PYROLATOR

Inland / Ausland

Letztes Jahr hatte Kurt Dahlke aka „Pyrolator“, Komponist, Musiker und Softwareprogrammierer, Gründungsmitglied von DAF, Mitbegründer des Schallplattenlabels und Musikverlages Ata Tak und Mitstreiter von DER PLAN und damit einer der Wegbereiter deutscher Elektronikmusik in den späten Siebzigern und frühen Achtzigern, ein neues Album namens „Neuland“ aufgenommen.

32 Jahre nach seinem ersten Album „Inland“ und 24 Jahre nach seinem letzten Album „Traumland“ von 1987. Dieser große zeitliche Abstand manifestierte sich auch deutlich in der Musik, denn von der früheren Protesthaltung oder musikalischen Radikalität eines Albums wie „Inland“ war auf „Neuland“ mit seiner geschmackvollen, wenn auch konventionellen elektronischen Clubmusik nicht mehr allzu viel zu spüren.

Die ursprünglich 12 Stücke (die bereits bei früheren Rereleases auf 18 aufgestockt wurden) spannten den Bogen von Industrial zu Ambient-Elektronik, wofür natürlich bereits einige Jahre zuvor andere Bands wie THROBBING GRISTLE in England oder hierzulande KLUSTER beziehungsweise CLUSTER den Grundstein gelegt hatten.

Dennoch beeindruckt „Inland“ auch heute noch durch seine kompromisslose Soundästhetik, die entweder brutal disharmonisch ist oder sogar zeitgenössischen Synthie-Pop und dessen naiv-fröhliche Melodiösität aufgreift.

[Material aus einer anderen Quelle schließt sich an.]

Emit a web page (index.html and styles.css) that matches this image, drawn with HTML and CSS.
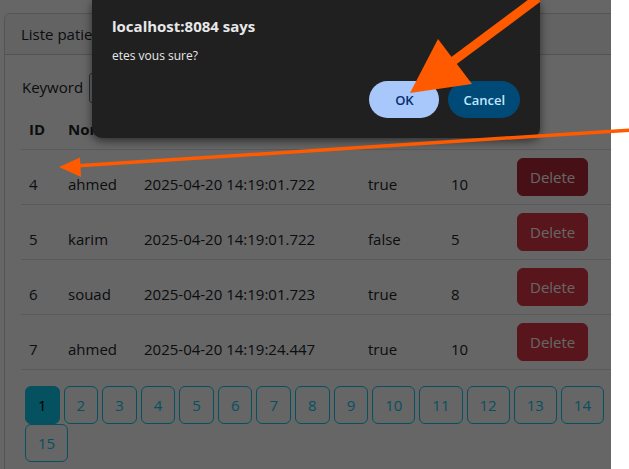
FILE: index.html
```html
<!DOCTYPE html>
<html lang="fr">
<head>
<meta charset="utf-8">
<title>Patients</title>
<link rel="stylesheet" href="styles.css">
</head>
<body>
<div class="screen">
  <div class="page">
    <div class="card">
      <div class="card-header">Liste patients</div>
      <div class="card-body">
        <form class="search">
          <label class="kw-label">Keyword</label>
          <input class="kw-input" type="text">
        </form>
        <table class="table">
          <thead>
            <tr><th class="c-id">ID</th><th class="c-nom">Nom</th><th class="c-date">Date Naissance</th><th class="c-malade">Malade</th><th class="c-score">Score</th><th class="c-act"></th></tr>
          </thead>
          <tbody>
            <tr><td>4</td><td>ahmed</td><td>2025-04-20 14:19:01.722</td><td>true</td><td>10</td><td class="act"><a class="btn-del is-active">Delete</a></td></tr>
            <tr><td>5</td><td>karim</td><td>2025-04-20 14:19:01.722</td><td>false</td><td>5</td><td class="act"><a class="btn-del">Delete</a></td></tr>
            <tr><td>6</td><td>souad</td><td>2025-04-20 14:19:01.723</td><td>true</td><td>8</td><td class="act"><a class="btn-del">Delete</a></td></tr>
            <tr><td>7</td><td>ahmed</td><td>2025-04-20 14:19:24.447</td><td>true</td><td>10</td><td class="act"><a class="btn-del">Delete</a></td></tr>
          </tbody>
        </table>
        <ul class="pages">
          <li><a class="pg active">1</a></li>
          <li><a class="pg">2</a></li>
          <li><a class="pg">3</a></li>
          <li><a class="pg">4</a></li>
          <li><a class="pg">5</a></li>
          <li><a class="pg">6</a></li>
          <li><a class="pg">7</a></li>
          <li><a class="pg">8</a></li>
          <li><a class="pg">9</a></li>
          <li><a class="pg">10</a></li>
          <li><a class="pg">11</a></li>
          <li><a class="pg">12</a></li>
          <li><a class="pg">13</a></li>
          <li><a class="pg">14</a></li>
          <li><a class="pg">15</a></li>
        </ul>
      </div>
    </div>
    <div class="backdrop"></div>
  </div>
  <div class="edge"></div>
</div>

<div class="dialog">
  <div class="dlg-title">localhost:8084 says</div>
  <div class="dlg-msg">etes vous sure?</div>
  <div class="dlg-actions">
    <button type="button" class="dlg-btn dlg-ok">OK</button>
    <button type="button" class="dlg-btn dlg-cancel">Cancel</button>
  </div>
</div>

<svg class="arrows" width="629" height="469" viewBox="0 0 629 469">
  <line x1="538" y1="-2" x2="452" y2="62" stroke="#ff5a00" stroke-width="9"/>
  <polygon points="410,93 438,39 472,84" fill="#ff5a00"/>
  <line x1="632" y1="130" x2="74" y2="166" stroke="#ff5a00" stroke-width="3.5"/>
  <polygon points="59,167 80,157.5 81,177" fill="#ff5a00"/>
</svg>
</body>
</html>
```

FILE: styles.css
```css
* { box-sizing: border-box; }
html, body { margin: 0; padding: 0; }
body {
  width: 629px;
  height: 469px;
  overflow: hidden;
  font-family: "Open Sans", "Noto Sans", sans-serif;
  font-size: 15px;
  line-height: 24px;
  color: #212529;
  background: #fff;
  position: relative;
}
.screen { display: flex; width: 629px; height: 469px; }
.page {
  position: relative;
  width: 611px;
  height: 469px;
  overflow: hidden;
  background: #fff;
  padding: 13px 0 0 4px;
  flex: none;
}
.edge { flex: 1; background: #fff; }

.card {
  width: 638px;
  border: 1px solid rgba(0,0,0,.175);
  border-radius: 6px;
}
.card-header {
  padding: 8px 16px;
  background: rgba(0,0,0,.03);
  border-bottom: 1px solid rgba(0,0,0,.175);
  border-radius: 5px 5px 0 0;
}
.card-body { padding: 16px; }

.search { display: flex; align-items: flex-start; height: 38px; margin: 0; }
.kw-label { margin: 4px 0 0 1px; }
.kw-input {
  margin: 2px 0 0 6px;
  width: 300px;
  height: 30px;
  border: 1px solid #6c757d;
  border-radius: 3px;
  font: inherit;
}

.table {
  width: 100%;
  border-collapse: collapse;
  table-layout: fixed;
  margin-bottom: 16px;
}
.table th, .table td {
  padding: 8px;
  border-bottom: 1px solid #dee2e6;
  text-align: left;
  white-space: nowrap;
  overflow: hidden;
}
.table th {
  font-weight: 700;
  vertical-align: bottom;
  padding: 10px 8px;
  line-height: 20px;
}
.table td { vertical-align: bottom; }
.table td.act { vertical-align: top; }
.c-id { width: 39px; }
.c-nom { width: 76px; }
.c-date { width: 224px; }
.c-malade { width: 83px; }
.c-score { width: 66px; }

.btn-del {
  display: inline-block;
  padding: 6px 12px;
  border: 1px solid #dc3545;
  background: #dc3545;
  color: #fff;
  border-radius: 6px;
  line-height: 24px;
}
.btn-del.is-active { background: #b02a37; border-color: #b02a37; }

.pages {
  list-style: none;
  margin: 0;
  padding: 0;
  display: flex;
  flex-wrap: wrap;
}
.pages li { margin-left: 4px; }
.pg {
  display: block;
  padding: 6px 12px;
  border: 1px solid #0dcaf0;
  color: #0dcaf0;
  border-radius: 6px;
  line-height: 24px;
}
.pg.active { background: #0dcaf0; color: #000; }

.backdrop {
  position: absolute;
  inset: 0;
  background: rgba(0,0,0,.6);
}

.dialog {
  position: absolute;
  left: 92px;
  top: 0;
  width: 448px;
  height: 138px;
  background: #202020;
  border-radius: 0 0 10px 10px;
  box-shadow: 0 3px 10px rgba(0,0,0,.55);
  padding: 16px 20px 0 20px;
  color: #e8e8e8;
}
.dlg-title { font-size: 15px; font-weight: 700; line-height: 20px; }
.dlg-msg { font-size: 12px; line-height: 18px; margin-top: 11px; }
.dlg-actions {
  display: flex;
  justify-content: flex-end;
  gap: 9px;
  margin-top: 16px;
}
.dlg-btn {
  min-width: 70px;
  height: 37px;
  padding: 0 15px;
  border: none;
  border-radius: 19px;
  font-family: "Open Sans", sans-serif;
  font-size: 13px;
  font-weight: 600;
}
.dlg-ok { background: #a8c7fa; color: #062e6f; }
.dlg-cancel { background: #004a77; color: #c2e7ff; }

.arrows { position: absolute; left: 0; top: 0; }
```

Im Gegensatz zu vielen anderen Elektronik-Platten dieser Zeit hört man „Inland“ überraschenderweise in keiner Sekunde an, dass das Album inzwischen über 30 Jahre alt ist. Ein erstaunlich zeitloses Werk, das sogar regelrecht modern klingt, eingespielt mit dem Korg MS-20, einem der legendärsten Analogsynthesizer der späten Siebziger.

Darüber hinaus ist „Inland“ der wortlose Ausdruck von Dahlkes damaliger Protesthaltung, und vielleicht mehr Punk als so manche damalige Punk-Platte. Zwei Jahre später bei „Ausland“ (auch dieses Rerelease wurde wie bei früheren CD-Versionen um acht Bonustracks erweitert) sah die Welt dann schon etwas fröhlicher aus und lässt sich musikalisch etwas besser in Einklang mit Dahlkes aktuellem Schaffen bringen.

Eingespielt wurde das Album mit DER PLAN-Mitstreiter wie Frank Fenstermacher oder Holger Hiller von PALAIS SCHAUMBURG. Im selben Jahr hatten DAF „Alles ist gut“ aufgenommen (mit „Der Mussolini“) und dieser Einfluss ist auch auf „Ausland“ zu spüren, das extrem funkige Elektro-Punk/NDW-Sounds enthält, mit dem Unterschied, dass Dahlkes textlicher Nonsens mehr aus der DER PLAN-Ecke kommt.

Ebenfalls gut heraushören kann man LIAISONS DANGEREUSES, gegründet vom ehemaligen DAF-Mitglied Chrislo Haas, oder auch die Schweizer YELLO. Sieht man mal von der teilweise etwas albernen textlichen Ebene ab, ist „Ausland“ rein musikalisch ähnlich zeitlos wie „Inland“, nur dass Dahlke hier deutlich stärker an zeitgenössischer Popmusik interessiert war – gänzlich auf schrägere experimentelle Momente verzichtet, hatte er dabei aber dennoch nicht.

Zwei absolut wegweisende Alben im Kontext deutscher Elektronikmusik, auch wenn diese innerhalb der damals grassierenden Deppen-NDW nie die Popularität von etwa DAF erreichten.